• Goal:
Write out the listing below in full and exactly, leaving out every picture.

• Information supplied:

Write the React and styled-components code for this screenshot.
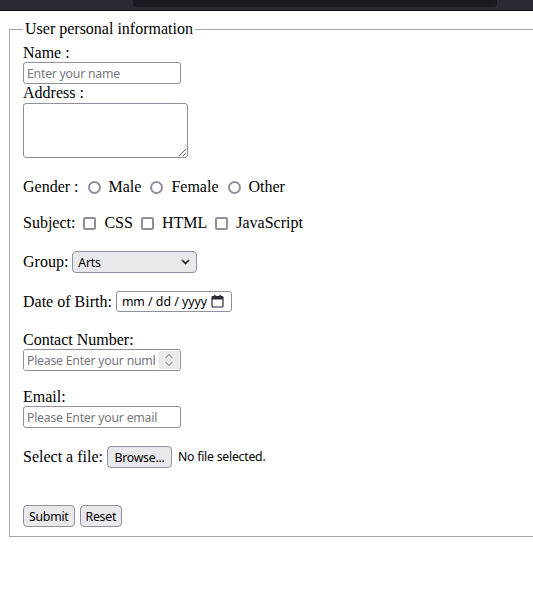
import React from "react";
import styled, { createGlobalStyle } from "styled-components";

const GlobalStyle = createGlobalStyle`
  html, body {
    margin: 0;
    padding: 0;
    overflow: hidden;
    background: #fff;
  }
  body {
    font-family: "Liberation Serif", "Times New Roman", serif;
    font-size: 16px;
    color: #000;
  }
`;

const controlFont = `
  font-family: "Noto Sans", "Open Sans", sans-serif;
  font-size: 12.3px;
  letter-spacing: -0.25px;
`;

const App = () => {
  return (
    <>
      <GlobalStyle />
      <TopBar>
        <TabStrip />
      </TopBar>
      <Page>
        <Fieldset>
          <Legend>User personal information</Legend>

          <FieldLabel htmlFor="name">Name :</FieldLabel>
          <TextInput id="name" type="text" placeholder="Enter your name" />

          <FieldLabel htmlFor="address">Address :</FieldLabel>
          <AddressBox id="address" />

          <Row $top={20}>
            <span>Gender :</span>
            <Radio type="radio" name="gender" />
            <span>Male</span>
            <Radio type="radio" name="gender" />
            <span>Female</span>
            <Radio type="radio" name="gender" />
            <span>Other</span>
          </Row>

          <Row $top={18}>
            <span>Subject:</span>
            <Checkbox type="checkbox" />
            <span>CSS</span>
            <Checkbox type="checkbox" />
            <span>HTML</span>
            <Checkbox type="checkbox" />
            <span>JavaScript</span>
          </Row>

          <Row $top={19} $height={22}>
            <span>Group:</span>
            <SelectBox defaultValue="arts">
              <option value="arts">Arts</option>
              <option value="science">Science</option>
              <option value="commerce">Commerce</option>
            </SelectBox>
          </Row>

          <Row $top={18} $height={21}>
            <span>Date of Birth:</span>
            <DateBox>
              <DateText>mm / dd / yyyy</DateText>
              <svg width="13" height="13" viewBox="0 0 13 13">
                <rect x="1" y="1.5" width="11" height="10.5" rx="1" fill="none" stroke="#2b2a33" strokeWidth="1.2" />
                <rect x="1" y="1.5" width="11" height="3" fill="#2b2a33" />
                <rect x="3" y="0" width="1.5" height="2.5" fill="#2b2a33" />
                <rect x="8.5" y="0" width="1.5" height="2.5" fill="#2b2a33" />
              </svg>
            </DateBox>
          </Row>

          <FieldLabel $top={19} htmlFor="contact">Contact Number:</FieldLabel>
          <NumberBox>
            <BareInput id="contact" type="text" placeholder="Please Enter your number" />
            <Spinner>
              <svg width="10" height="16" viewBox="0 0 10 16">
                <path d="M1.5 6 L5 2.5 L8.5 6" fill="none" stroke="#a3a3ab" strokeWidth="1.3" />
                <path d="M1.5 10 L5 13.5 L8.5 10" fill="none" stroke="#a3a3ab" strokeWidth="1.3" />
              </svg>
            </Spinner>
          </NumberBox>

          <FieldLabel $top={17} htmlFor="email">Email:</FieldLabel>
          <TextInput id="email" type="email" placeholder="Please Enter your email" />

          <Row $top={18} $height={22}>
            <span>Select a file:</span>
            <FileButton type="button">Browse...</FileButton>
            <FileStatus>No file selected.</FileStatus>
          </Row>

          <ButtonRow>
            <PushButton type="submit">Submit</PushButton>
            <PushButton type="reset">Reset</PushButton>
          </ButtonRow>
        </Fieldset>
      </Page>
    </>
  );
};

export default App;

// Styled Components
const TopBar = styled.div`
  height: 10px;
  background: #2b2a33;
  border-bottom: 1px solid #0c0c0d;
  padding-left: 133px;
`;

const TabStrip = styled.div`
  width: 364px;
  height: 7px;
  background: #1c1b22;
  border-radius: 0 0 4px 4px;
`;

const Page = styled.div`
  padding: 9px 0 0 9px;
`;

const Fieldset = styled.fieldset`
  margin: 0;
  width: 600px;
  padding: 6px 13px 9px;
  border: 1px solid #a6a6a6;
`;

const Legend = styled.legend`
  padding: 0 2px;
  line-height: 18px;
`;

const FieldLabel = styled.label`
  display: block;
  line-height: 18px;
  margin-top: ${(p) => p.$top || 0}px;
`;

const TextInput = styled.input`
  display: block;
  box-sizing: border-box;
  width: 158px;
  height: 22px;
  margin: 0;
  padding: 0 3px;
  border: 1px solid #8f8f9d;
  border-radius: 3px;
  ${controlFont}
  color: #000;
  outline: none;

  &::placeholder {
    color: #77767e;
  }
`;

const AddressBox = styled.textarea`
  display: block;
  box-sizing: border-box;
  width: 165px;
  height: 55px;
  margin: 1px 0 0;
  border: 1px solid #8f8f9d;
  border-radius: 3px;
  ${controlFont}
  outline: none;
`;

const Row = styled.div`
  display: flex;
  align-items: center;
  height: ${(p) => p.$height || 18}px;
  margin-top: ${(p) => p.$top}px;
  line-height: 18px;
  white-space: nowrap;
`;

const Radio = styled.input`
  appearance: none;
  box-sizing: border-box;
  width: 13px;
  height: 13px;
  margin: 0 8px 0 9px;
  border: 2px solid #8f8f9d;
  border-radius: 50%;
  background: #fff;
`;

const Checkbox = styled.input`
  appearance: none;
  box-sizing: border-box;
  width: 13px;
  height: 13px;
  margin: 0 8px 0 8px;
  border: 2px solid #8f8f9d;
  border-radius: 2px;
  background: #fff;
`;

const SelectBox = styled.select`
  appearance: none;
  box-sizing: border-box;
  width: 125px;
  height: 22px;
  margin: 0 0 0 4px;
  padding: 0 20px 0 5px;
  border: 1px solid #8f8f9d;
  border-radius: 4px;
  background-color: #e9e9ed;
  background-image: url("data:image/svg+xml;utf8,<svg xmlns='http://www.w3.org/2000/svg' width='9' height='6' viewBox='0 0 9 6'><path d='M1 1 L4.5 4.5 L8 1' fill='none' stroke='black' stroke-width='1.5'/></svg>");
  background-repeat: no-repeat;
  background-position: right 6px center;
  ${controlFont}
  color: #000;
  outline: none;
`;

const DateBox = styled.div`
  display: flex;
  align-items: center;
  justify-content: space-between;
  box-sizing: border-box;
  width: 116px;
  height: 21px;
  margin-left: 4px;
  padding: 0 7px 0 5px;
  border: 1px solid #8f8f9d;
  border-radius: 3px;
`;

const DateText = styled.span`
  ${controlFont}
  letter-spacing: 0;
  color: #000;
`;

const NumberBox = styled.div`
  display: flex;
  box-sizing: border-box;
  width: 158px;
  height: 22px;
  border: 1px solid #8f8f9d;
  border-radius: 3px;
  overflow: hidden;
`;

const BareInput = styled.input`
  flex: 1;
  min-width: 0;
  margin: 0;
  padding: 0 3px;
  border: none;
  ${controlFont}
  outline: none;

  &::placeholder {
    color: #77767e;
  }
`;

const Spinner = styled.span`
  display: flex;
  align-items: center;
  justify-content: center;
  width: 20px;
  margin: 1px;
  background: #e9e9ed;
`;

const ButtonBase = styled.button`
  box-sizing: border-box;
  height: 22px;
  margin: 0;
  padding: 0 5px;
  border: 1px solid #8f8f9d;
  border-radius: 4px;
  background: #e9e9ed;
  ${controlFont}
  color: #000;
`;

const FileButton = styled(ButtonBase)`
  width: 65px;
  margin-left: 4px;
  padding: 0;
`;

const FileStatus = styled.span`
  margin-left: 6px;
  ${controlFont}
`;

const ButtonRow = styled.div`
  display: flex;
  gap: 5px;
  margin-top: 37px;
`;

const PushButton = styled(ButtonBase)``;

• Exercise result:
Write the React and styled-components code for this screenshot.
import React from "react";
import styled, { createGlobalStyle } from "styled-components";

const GlobalStyle = createGlobalStyle`
  html, body {
    margin: 0;
    padding: 0;
    overflow: hidden;
    background: #fff;
  }
  body {
    font-family: "Liberation Serif", "Times New Roman", serif;
    font-size: 16px;
    color: #000;
  }
`;

const controlFont = `
  font-family: "Noto Sans", "Open Sans", sans-serif;
  font-size: 12.3px;
  letter-spacing: -0.25px;
`;

const App = () => {
  return (
    <>
      <GlobalStyle />
      <TopBar>
        <TabStrip />
      </TopBar>
      <Page>
        <Fieldset>
          <Legend>User personal information</Legend>

          <FieldLabel htmlFor="name">Name :</FieldLabel>
          <TextInput id="name" type="text" placeholder="Enter your name" />

          <FieldLabel htmlFor="address">Address :</FieldLabel>
          <AddressBox id="address" />

          <Row $top={20}>
            <span>Gender :</span>
            <Radio type="radio" name="gender" />
            <span>Male</span>
            <Radio type="radio" name="gender" />
            <span>Female</span>
            <Radio type="radio" name="gender" />
            <span>Other</span>
          </Row>

          <Row $top={18}>
            <span>Subject:</span>
            <Checkbox type="checkbox" />
            <span>CSS</span>
            <Checkbox type="checkbox" />
            <span>HTML</span>
            <Checkbox type="checkbox" />
            <span>JavaScript</span>
          </Row>

          <Row $top={19} $height={22}>
            <span>Group:</span>
            <SelectBox defaultValue="arts">
              <option value="arts">Arts</option>
              <option value="science">Science</option>
              <option value="commerce">Commerce</option>
            </SelectBox>
          </Row>

          <Row $top={18} $height={21}>
            <span>Date of Birth:</span>
            <DateBox>
              <DateText>mm / dd / yyyy</DateText>
              <svg width="13" height="13" viewBox="0 0 13 13">
                <rect x="1" y="1.5" width="11" height="10.5" rx="1" fill="none" stroke="#2b2a33" strokeWidth="1.2" />
                <rect x="1" y="1.5" width="11" height="3" fill="#2b2a33" />
                <rect x="3" y="0" width="1.5" height="2.5" fill="#2b2a33" />
                <rect x="8.5" y="0" width="1.5" height="2.5" fill="#2b2a33" />
              </svg>
            </DateBox>
          </Row>

          <FieldLabel $top={19} htmlFor="contact">Contact Number:</FieldLabel>
          <NumberBox>
            <BareInput id="contact" type="text" placeholder="Please Enter your number" />
            <Spinner>
              <svg width="10" height="16" viewBox="0 0 10 16">
                <path d="M1.5 6 L5 2.5 L8.5 6" fill="none" stroke="#a3a3ab" strokeWidth="1.3" />
                <path d="M1.5 10 L5 13.5 L8.5 10" fill="none" stroke="#a3a3ab" strokeWidth="1.3" />
              </svg>
            </Spinner>
          </NumberBox>

          <FieldLabel $top={17} htmlFor="email">Email:</FieldLabel>
          <TextInput id="email" type="email" placeholder="Please Enter your email" />

          <Row $top={18} $height={22}>
            <span>Select a file:</span>
            <FileButton type="button">Browse...</FileButton>
            <FileStatus>No file selected.</FileStatus>
          </Row>

          <ButtonRow>
            <PushButton type="submit">Submit</PushButton>
            <PushButton type="reset">Reset</PushButton>
          </ButtonRow>
        </Fieldset>
      </Page>
    </>
  );
};

export default App;

// Styled Components
const TopBar = styled.div`
  height: 10px;
  background: #2b2a33;
  border-bottom: 1px solid #0c0c0d;
  padding-left: 133px;
`;

const TabStrip = styled.div`
  width: 364px;
  height: 7px;
  background: #1c1b22;
  border-radius: 0 0 4px 4px;
`;

const Page = styled.div`
  padding: 9px 0 0 9px;
`;

const Fieldset = styled.fieldset`
  margin: 0;
  width: 600px;
  padding: 6px 13px 9px;
  border: 1px solid #a6a6a6;
`;

const Legend = styled.legend`
  padding: 0 2px;
  line-height: 18px;
`;

const FieldLabel = styled.label`
  display: block;
  line-height: 18px;
  margin-top: ${(p) => p.$top || 0}px;
`;

const TextInput = styled.input`
  display: block;
  box-sizing: border-box;
  width: 158px;
  height: 22px;
  margin: 0;
  padding: 0 3px;
  border: 1px solid #8f8f9d;
  border-radius: 3px;
  ${controlFont}
  color: #000;
  outline: none;

  &::placeholder {
    color: #77767e;
  }
`;

const AddressBox = styled.textarea`
  display: block;
  box-sizing: border-box;
  width: 165px;
  height: 55px;
  margin: 1px 0 0;
  border: 1px solid #8f8f9d;
  border-radius: 3px;
  ${controlFont}
  outline: none;
`;

const Row = styled.div`
  display: flex;
  align-items: center;
  height: ${(p) => p.$height || 18}px;
  margin-top: ${(p) => p.$top}px;
  line-height: 18px;
  white-space: nowrap;
`;

const Radio = styled.input`
  appearance: none;
  box-sizing: border-box;
  width: 13px;
  height: 13px;
  margin: 0 8px 0 9px;
  border: 2px solid #8f8f9d;
  border-radius: 50%;
  background: #fff;
`;

const Checkbox = styled.input`
  appearance: none;
  box-sizing: border-box;
  width: 13px;
  height: 13px;
  margin: 0 8px 0 8px;
  border: 2px solid #8f8f9d;
  border-radius: 2px;
  background: #fff;
`;

const SelectBox = styled.select`
  appearance: none;
  box-sizing: border-box;
  width: 125px;
  height: 22px;
  margin: 0 0 0 4px;
  padding: 0 20px 0 5px;
  border: 1px solid #8f8f9d;
  border-radius: 4px;
  background-color: #e9e9ed;
  background-image: url("data:image/svg+xml;utf8,<svg xmlns='http://www.w3.org/2000/svg' width='9' height='6' viewBox='0 0 9 6'><path d='M1 1 L4.5 4.5 L8 1' fill='none' stroke='black' stroke-width='1.5'/></svg>");
  background-repeat: no-repeat;
  background-position: right 6px center;
  ${controlFont}
  color: #000;
  outline: none;
`;

const DateBox = styled.div`
  display: flex;
  align-items: center;
  justify-content: space-between;
  box-sizing: border-box;
  width: 116px;
  height: 21px;
  margin-left: 4px;
  padding: 0 7px 0 5px;
  border: 1px solid #8f8f9d;
  border-radius: 3px;
`;

const DateText = styled.span`
  ${controlFont}
  letter-spacing: 0;
  color: #000;
`;

const NumberBox = styled.div`
  display: flex;
  box-sizing: border-box;
  width: 158px;
  height: 22px;
  border: 1px solid #8f8f9d;
  border-radius: 3px;
  overflow: hidden;
`;

const BareInput = styled.input`
  flex: 1;
  min-width: 0;
  margin: 0;
  padding: 0 3px;
  border: none;
  ${controlFont}
  outline: none;

  &::placeholder {
    color: #77767e;
  }
`;

const Spinner = styled.span`
  display: flex;
  align-items: center;
  justify-content: center;
  width: 20px;
  margin: 1px;
  background: #e9e9ed;
`;

const ButtonBase = styled.button`
  box-sizing: border-box;
  height: 22px;
  margin: 0;
  padding: 0 5px;
  border: 1px solid #8f8f9d;
  border-radius: 4px;
  background: #e9e9ed;
  ${controlFont}
  color: #000;
`;

const FileButton = styled(ButtonBase)`
  width: 65px;
  margin-left: 4px;
  padding: 0;
`;

const FileStatus = styled.span`
  margin-left: 6px;
  ${controlFont}
`;

const ButtonRow = styled.div`
  display: flex;
  gap: 5px;
  margin-top: 37px;
`;

const PushButton = styled(ButtonBase)``;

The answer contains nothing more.